INDIANAPOLIS — The maddest March we’ve ever seen is unfolding against the backdrop of a nearly silent city, across arenas with no more than a few hundred people inside them, on city streets where the buzz disappears as soon as these amazing games end.
Over the past week, Indianapolis has barely resembled the city that lights up for Final Fours, Super Bowls, NFL combines and so many other big events that find their way here. If not for the NCAA signs that line the streets, the buses and police escorts constantly rolling through downtown and the barricades surrounding several hotels, it would be hard to tell the difference between the men's NCAA Tournament and a regular weekday.
The dichotomy between the uneventful calm of Indianapolis the last few days and the most electric set of opening weekend games in the history of the men’s tournament is hard to explain. Or perhaps they are related, a cause-and-effect that is simultaneously one of the most heartbreaking and exciting things I’ve witnessed in more than 15 years of covering this event.
As of Monday afternoon, this year's tournament had already seen 12 “upsets” by the NCAA's definition of a five seed line disparity between opponents. That’s two more than the previous record for the first weekend and just one short of a record for the entire tournament.
We’ve seen a 15 over a 2, a 14 over a 3, two 13s over 4s. We have a 7, 8, 11, 12 and 15 seed in the Sweet 16 already.
In other words, it seems almost certain that 2021 will go down as the all-time Cinderella ball. It’s sheer made-for-television madness.
And yet, inside the venues where it’s happening, it feels strange, as if some of these upsets aren’t really upsets at all. It turns out that nothingness is the greatest equalizer of all.
The men's NCAA Tournament has always had a streak of randomness to it, exacerbated perhaps in the last few years by college basketball’s general trend toward older teams. A common thread among these teams that have pulled huge upsets has been older guys that have grown with the program, from Oregon State senior Ethan Thompson to three-year Ohio starter Jason Preston to North Texas senior Javion Hamlet.
There are probably some other factors, too.
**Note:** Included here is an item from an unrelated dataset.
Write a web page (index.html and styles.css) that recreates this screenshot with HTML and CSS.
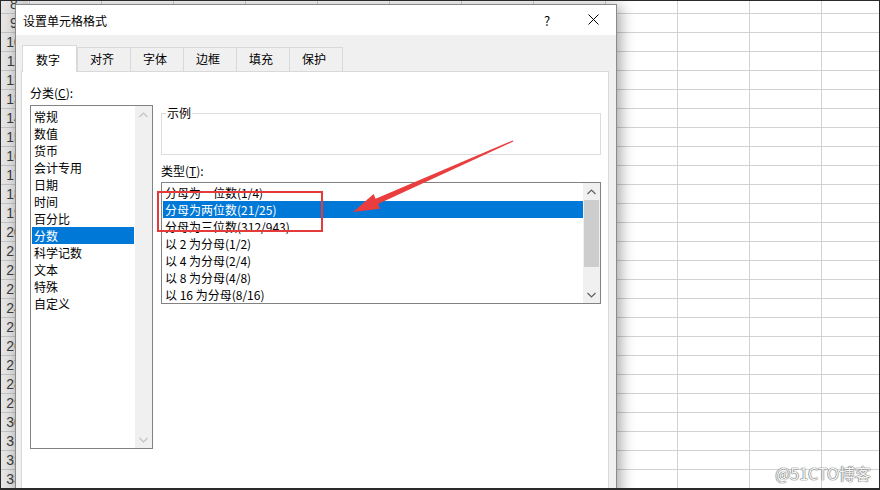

Some teams clearly were seeded incorrectly. (How was Loyola-Chicago an 8 seed when Tennessee was a 5, BYU a 6 and UConn a 7?) In a year with limited non-conference play and so many cancelled games and teams dealing with COVID-19 throughout the season, it's possible we never really got an accurate reflection of who many of these teams were.
Or maybe it's just a supercharged version of business as usual.
"This happens every year and it’s like Lucy pulling the football on people outside our business," Gonzaga coach Mark Few said. "There are a lot of good teams out there. When you play them on the biggest stage and it’s just one game, anything can happen. There are a lot of great coaches out there. Give them enough time to game plan, they’re going to take away your strengths. I would start with that."
But it seems likely that the explanation for why we’ve seen so many of these upsets this year has a great deal to do with the entire setup for this tournament being something nobody's experienced before.
Beyond the bubble life, which has been a mental grind for everyone here, these arenas are truly lifeless sound stages. With very limited attendance and only a handful of people sitting anywhere close to the court, there’s no real atmosphere to speak of. Though teams have been playing under those pandemic circumstances all season, it’s particularly pronounced at this time of year.
Remember, the NCAA typically protects the top four seeds by sending them to first weekend venues as close to home as possible. In a normal year, if you’re drawing Duke or North Carolina, you’re probably playing them in Charlotte, Greensboro or Raleigh. You might have to play Kansas in Kansas City, Kentucky in Louisville or Michigan State in Detroit or something of that sort.
Generally, the first-weekend venues are electric because you've got eight fan bases gathering in one city and moving in and out of the arena throughout the day. There’s a distinct din in the crowd when the underdog looks like it has a chance and a proportional response from the favorite’s fan base when it makes its push. Add the pep bands sitting on opposite baselines and it’s truly one of the great sensory experiences in all of sports.
But these antiseptic environments — figuratively and literally — that were necessary for the NCAA to hold this particular tournament just don’t have the same intensity. Part of the charm of the tournament is seeing how teams from small schools that typically play in front of small crowds respond when they’re on the big stage. Some absolutely thrive and pull historic upsets. Others get intimidated and fade away.
But here, even though the physical buildings are bigger, this is no different atmospherically than what they’ve seen all season. It’s more comfortable, even when the situations are nerve-wracking.
And sadly, when the game’s over, these teams aren’t going back to a hotel lobby to celebrate with boosters and fans. They’re going straight back to solitary hotel rooms to eat and sleep.
It’s hard to know for sure if that’s why Indianapolis has turned into Upset City, but all those things probably play into the explanation. And for the sake of this tournament, this year, the craziness has its virtues.
Just getting this event off the ground has been a terrific achievement, and from a content standpoint, it has surpassed every expectation. But if fewer upsets is the price for getting fans back in these arenas next season, we should gladly take it.